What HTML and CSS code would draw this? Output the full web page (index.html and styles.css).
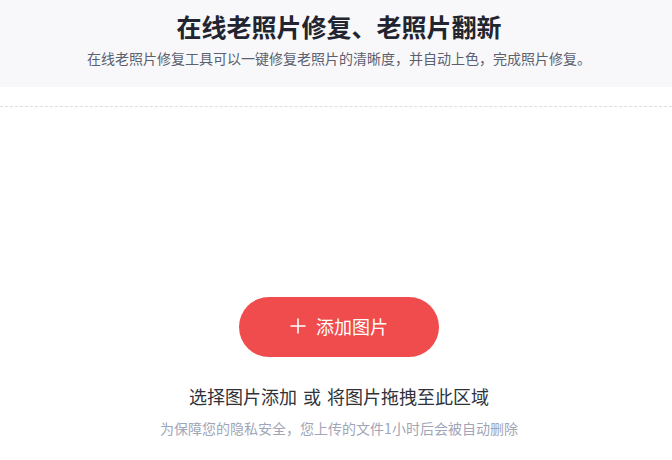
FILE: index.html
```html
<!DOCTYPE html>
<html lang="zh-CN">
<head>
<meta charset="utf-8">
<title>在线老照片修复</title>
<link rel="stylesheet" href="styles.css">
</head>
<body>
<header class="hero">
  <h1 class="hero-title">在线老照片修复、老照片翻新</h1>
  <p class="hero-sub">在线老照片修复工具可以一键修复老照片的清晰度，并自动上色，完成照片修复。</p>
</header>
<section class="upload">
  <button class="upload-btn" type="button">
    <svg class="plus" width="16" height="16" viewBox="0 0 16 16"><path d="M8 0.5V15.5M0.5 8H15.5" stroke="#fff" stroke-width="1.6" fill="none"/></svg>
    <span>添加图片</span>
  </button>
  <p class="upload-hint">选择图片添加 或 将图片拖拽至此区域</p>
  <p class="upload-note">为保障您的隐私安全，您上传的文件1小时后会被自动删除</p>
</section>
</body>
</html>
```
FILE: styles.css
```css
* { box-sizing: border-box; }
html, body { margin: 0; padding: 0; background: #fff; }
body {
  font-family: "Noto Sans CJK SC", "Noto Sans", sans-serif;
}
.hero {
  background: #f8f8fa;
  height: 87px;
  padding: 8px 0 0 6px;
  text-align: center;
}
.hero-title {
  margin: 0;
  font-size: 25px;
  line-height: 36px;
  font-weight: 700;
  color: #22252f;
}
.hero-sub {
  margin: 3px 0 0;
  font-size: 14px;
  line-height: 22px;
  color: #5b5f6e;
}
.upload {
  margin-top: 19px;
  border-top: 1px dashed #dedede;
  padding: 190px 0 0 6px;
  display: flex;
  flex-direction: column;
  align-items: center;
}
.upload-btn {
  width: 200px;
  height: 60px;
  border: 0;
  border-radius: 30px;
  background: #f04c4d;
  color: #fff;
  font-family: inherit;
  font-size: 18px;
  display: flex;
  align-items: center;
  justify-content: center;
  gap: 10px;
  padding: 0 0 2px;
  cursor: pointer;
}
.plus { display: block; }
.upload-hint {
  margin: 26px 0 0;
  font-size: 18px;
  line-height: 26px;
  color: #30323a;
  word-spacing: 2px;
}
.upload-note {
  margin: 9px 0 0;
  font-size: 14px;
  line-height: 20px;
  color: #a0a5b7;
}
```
--------------------
[WHAT IS EXPECTED]
Copy out every line from the material above in which the word "styles" appears.

[RESULT OF THIS TASK]
What HTML and CSS code would draw this? Output the full web page (index.html and styles.css).
<link rel="stylesheet" href="styles.css">
FILE: styles.css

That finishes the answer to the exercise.